━━━ SUPPLIED DATA ━━━

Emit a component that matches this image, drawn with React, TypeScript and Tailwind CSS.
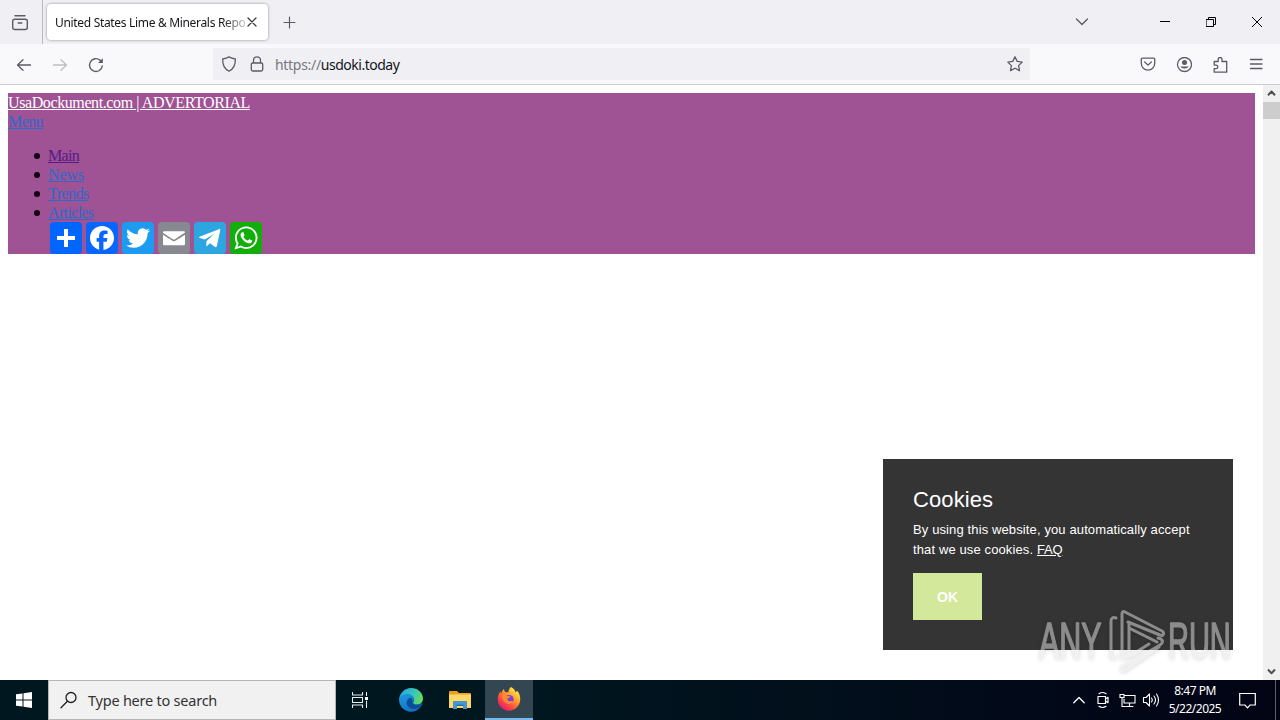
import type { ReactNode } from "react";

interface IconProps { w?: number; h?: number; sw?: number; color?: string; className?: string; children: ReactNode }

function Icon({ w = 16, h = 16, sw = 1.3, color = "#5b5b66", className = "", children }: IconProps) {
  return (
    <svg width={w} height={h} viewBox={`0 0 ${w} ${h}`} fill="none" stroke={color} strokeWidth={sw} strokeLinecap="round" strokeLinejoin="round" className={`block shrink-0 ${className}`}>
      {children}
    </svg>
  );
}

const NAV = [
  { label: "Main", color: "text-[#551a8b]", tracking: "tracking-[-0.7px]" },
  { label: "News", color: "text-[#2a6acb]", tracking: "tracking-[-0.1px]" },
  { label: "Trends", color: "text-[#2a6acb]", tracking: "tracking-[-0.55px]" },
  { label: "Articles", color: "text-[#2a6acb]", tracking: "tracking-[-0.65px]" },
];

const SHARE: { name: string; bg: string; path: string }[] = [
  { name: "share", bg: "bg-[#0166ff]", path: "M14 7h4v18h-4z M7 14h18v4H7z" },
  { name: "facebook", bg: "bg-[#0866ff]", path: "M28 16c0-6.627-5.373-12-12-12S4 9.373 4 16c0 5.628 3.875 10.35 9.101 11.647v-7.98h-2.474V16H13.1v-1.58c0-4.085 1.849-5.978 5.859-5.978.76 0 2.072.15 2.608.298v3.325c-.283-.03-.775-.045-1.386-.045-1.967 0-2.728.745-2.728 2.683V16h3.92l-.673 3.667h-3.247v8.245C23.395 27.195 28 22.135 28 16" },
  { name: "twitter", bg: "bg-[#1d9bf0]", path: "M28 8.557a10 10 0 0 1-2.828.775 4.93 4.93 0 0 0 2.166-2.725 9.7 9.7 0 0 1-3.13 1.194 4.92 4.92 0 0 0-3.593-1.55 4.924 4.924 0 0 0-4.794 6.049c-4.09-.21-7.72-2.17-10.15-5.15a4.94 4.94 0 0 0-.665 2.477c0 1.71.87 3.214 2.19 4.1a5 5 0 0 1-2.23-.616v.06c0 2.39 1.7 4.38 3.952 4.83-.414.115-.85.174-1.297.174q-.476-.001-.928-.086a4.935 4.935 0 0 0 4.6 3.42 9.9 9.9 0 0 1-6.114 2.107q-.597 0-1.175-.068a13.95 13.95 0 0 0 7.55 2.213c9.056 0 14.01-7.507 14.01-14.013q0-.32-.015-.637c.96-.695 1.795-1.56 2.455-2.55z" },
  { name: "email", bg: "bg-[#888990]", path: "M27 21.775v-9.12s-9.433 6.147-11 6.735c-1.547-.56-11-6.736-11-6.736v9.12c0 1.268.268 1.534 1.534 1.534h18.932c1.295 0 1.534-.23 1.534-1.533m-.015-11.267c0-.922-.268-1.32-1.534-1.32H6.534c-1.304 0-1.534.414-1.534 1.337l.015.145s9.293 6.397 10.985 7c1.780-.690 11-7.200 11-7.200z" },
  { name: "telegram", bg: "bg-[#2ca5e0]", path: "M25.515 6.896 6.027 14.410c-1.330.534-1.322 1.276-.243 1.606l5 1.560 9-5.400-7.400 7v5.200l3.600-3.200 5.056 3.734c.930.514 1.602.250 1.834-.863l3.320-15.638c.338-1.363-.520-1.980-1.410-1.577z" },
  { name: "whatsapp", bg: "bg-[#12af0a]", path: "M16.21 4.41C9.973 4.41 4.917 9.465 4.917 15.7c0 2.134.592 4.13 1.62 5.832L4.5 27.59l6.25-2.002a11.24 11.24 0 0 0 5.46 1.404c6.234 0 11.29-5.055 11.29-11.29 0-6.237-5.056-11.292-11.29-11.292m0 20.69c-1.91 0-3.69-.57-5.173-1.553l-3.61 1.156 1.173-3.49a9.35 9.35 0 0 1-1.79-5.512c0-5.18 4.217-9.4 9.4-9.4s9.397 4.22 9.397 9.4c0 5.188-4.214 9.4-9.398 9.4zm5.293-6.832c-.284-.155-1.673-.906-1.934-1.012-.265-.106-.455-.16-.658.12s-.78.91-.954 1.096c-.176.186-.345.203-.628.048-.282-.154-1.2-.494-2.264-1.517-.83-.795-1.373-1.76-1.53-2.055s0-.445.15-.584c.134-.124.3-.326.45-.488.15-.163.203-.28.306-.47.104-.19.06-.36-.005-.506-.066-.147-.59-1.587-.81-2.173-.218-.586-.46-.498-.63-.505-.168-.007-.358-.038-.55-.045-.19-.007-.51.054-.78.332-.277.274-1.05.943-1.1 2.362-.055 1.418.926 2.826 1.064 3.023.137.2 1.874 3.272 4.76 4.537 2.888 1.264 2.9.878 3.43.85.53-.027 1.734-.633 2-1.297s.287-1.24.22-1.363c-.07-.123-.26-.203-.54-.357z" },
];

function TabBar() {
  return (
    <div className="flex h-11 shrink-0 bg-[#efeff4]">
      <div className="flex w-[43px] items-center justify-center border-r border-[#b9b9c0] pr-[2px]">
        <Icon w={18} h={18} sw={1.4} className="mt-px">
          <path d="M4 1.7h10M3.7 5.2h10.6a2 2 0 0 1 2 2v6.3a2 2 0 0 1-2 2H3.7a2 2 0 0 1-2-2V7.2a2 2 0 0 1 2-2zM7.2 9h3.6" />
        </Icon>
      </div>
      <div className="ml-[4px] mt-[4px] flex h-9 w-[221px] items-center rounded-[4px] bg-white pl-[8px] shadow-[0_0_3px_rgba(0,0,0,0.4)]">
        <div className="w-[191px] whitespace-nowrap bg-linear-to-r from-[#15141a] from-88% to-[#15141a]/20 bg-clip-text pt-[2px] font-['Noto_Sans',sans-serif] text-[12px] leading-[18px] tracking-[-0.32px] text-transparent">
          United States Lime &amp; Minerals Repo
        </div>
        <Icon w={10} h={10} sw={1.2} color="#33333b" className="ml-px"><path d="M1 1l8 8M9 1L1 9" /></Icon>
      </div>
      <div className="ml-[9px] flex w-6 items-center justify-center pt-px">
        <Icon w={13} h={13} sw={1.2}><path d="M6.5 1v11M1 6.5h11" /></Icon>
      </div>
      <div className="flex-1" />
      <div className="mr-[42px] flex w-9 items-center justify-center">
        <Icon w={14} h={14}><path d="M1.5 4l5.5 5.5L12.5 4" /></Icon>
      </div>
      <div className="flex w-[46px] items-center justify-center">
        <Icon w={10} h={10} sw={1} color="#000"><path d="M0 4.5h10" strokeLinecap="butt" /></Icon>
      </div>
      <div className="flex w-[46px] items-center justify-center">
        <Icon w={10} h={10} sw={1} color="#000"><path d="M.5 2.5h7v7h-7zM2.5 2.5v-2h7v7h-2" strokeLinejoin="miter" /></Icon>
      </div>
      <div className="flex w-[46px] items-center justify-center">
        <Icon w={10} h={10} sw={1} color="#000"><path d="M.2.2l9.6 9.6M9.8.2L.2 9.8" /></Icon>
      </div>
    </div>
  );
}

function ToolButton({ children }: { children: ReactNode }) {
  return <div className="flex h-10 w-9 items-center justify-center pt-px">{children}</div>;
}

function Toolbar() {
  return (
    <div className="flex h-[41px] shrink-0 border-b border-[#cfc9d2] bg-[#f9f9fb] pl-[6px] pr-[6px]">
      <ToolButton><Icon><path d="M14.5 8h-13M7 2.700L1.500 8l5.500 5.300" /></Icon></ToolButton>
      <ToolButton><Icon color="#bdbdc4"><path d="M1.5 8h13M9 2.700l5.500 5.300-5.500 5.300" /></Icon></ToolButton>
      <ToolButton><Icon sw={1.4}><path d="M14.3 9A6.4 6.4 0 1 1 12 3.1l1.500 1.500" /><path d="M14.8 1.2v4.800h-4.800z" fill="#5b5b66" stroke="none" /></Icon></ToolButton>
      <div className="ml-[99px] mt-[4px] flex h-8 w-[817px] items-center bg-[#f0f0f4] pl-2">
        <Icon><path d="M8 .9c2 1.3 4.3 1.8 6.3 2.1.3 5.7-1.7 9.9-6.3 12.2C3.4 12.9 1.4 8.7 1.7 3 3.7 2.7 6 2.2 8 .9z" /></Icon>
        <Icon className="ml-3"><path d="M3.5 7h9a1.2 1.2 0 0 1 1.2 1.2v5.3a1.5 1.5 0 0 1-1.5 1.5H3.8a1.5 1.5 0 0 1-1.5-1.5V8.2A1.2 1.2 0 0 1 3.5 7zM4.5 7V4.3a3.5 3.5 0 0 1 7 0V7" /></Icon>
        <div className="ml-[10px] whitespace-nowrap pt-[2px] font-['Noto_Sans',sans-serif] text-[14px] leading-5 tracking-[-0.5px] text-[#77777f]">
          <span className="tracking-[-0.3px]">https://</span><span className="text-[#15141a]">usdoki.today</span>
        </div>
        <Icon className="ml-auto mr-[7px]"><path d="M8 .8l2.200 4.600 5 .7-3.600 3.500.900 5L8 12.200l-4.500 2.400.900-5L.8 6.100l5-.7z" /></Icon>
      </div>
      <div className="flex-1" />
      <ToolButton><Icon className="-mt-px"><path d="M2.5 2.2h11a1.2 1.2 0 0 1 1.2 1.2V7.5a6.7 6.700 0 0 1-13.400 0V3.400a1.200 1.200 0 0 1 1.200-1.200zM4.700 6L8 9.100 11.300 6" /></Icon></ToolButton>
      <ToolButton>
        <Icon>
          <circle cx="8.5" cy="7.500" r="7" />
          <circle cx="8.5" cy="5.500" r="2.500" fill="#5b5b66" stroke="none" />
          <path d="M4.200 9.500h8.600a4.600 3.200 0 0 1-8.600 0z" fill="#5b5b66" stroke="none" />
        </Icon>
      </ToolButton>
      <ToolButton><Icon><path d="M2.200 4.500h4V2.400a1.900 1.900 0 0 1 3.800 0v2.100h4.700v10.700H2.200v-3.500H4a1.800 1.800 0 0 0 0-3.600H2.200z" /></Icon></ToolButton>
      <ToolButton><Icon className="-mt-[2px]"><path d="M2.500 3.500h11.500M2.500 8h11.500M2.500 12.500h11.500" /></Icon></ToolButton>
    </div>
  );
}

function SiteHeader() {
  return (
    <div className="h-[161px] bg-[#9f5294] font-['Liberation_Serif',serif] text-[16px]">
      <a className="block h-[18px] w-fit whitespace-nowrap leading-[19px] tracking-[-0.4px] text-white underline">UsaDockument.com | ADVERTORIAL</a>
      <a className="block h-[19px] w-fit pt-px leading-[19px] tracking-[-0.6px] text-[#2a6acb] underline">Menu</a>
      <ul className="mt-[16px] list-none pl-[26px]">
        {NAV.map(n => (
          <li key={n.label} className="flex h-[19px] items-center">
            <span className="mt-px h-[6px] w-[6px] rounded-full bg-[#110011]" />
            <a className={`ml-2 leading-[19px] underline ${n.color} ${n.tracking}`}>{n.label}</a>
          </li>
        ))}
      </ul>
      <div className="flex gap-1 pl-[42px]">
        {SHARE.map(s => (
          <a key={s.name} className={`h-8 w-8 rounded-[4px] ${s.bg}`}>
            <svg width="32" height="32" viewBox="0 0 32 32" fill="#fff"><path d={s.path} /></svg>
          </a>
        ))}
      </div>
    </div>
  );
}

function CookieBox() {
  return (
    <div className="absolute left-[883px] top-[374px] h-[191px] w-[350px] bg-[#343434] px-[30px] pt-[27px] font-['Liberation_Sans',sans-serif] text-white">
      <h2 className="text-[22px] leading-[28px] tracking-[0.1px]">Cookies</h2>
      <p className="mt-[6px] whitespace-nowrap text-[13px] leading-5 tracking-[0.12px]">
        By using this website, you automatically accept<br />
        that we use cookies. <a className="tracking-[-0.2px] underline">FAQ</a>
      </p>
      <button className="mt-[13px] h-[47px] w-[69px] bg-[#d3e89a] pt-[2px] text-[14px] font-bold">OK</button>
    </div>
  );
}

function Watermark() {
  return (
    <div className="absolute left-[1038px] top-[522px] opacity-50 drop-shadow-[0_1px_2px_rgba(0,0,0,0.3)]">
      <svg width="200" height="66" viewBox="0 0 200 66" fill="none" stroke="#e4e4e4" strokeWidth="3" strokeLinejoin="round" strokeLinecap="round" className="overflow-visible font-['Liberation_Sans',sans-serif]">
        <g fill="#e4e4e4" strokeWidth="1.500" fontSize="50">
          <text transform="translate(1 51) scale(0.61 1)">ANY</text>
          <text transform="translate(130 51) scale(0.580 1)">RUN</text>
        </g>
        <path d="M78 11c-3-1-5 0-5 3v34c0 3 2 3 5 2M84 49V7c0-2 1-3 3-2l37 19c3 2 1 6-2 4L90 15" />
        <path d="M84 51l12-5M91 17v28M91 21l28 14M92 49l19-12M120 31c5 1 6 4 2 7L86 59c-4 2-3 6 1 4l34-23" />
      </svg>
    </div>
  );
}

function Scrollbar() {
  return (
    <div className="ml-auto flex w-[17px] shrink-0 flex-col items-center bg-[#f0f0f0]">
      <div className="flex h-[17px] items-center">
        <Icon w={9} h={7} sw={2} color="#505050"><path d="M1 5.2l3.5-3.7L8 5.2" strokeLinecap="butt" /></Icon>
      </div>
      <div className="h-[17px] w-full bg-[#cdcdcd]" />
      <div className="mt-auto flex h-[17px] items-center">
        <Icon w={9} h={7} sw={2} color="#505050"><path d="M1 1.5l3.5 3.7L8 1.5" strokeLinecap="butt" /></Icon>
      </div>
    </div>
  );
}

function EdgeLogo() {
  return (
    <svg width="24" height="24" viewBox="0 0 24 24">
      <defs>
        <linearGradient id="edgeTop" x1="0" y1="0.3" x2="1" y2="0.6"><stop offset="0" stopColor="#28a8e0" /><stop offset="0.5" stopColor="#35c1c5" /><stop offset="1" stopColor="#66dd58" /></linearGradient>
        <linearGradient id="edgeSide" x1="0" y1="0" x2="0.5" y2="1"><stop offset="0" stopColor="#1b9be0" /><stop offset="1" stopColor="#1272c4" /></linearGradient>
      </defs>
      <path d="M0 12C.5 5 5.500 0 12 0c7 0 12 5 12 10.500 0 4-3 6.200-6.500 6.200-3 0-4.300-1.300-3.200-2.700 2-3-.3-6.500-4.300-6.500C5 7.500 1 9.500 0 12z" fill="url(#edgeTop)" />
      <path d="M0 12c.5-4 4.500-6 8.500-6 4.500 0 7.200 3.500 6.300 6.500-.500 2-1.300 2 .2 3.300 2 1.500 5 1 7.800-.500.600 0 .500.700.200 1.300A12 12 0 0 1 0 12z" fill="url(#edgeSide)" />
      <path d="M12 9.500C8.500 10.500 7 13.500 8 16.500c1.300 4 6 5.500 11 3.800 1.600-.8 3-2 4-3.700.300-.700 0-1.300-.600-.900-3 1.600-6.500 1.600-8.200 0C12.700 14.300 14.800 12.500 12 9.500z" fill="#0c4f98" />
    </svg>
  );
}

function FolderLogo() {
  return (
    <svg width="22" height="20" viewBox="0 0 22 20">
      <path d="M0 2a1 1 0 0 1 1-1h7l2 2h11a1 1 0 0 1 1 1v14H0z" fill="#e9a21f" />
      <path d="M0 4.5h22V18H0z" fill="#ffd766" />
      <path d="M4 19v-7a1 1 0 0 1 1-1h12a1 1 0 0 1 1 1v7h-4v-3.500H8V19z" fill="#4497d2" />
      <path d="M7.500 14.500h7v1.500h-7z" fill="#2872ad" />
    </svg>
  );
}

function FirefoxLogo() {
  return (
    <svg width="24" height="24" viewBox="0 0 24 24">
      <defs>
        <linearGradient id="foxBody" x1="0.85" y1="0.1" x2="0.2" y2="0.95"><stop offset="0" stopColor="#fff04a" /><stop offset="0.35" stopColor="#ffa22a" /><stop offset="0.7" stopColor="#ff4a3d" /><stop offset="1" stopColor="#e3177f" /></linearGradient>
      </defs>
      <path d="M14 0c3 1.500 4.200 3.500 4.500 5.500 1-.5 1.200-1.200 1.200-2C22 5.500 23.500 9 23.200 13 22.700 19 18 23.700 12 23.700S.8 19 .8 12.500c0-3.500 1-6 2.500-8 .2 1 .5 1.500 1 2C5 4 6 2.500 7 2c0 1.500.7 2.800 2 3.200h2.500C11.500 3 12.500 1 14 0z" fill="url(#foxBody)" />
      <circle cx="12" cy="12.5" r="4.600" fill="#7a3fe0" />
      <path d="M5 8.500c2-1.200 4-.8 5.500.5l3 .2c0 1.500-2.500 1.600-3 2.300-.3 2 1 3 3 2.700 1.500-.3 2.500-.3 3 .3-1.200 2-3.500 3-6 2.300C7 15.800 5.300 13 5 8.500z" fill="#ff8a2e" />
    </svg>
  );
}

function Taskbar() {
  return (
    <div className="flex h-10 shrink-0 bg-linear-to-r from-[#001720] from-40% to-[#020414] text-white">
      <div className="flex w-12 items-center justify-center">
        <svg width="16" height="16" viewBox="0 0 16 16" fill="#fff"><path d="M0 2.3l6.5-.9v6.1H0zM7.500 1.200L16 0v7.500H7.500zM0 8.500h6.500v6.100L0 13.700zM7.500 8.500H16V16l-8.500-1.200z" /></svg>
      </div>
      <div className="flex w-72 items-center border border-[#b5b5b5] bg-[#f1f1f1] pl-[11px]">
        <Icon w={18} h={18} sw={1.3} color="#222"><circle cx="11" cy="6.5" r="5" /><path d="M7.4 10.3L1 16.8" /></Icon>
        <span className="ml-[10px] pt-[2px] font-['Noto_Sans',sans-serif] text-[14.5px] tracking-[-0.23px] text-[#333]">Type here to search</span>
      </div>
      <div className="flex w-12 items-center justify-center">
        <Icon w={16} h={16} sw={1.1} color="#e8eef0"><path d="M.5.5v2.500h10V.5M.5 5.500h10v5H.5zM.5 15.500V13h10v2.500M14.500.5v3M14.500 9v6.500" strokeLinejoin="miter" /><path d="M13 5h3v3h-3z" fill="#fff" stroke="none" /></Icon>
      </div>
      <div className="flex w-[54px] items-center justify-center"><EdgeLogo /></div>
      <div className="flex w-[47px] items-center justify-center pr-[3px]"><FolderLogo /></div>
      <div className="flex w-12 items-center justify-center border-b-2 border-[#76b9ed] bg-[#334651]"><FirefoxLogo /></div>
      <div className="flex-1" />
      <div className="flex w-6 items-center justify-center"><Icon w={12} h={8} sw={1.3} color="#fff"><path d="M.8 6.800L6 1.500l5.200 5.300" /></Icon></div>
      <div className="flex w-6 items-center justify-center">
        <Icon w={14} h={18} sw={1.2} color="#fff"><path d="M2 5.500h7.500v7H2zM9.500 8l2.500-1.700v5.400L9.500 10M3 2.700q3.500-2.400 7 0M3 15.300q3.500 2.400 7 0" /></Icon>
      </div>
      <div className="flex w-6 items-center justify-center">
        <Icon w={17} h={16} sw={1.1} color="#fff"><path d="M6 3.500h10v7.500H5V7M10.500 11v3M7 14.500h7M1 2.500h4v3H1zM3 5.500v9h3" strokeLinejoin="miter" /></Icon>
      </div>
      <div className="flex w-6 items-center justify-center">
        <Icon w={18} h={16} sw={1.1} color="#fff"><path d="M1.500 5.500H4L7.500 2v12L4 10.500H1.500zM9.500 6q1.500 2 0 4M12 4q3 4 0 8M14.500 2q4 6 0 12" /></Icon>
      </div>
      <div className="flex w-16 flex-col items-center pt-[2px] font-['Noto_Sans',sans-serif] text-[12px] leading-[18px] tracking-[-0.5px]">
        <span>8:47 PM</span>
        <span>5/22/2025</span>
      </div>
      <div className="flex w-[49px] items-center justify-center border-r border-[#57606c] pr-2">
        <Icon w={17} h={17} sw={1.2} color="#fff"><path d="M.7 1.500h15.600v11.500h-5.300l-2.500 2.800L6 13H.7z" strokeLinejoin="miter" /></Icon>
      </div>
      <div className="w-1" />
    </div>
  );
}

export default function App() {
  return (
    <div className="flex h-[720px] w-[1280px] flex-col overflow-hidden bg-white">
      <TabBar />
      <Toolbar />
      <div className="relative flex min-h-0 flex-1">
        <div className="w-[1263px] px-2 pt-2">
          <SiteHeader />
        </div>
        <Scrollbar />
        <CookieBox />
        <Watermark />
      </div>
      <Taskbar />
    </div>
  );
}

━━━

▶ _TASK STATEMENT_: Please repeat exactly the data above from its first line to the line that contains "number; h?: number;", inclusive, and leave every picture out.

▶ _RESPONSE_:
Emit a component that matches this image, drawn with React, TypeScript and Tailwind CSS.
import type { ReactNode } from "react";

interface IconProps { w?: number; h?: number; sw?: number; color?: string; className?: string; children: ReactNode }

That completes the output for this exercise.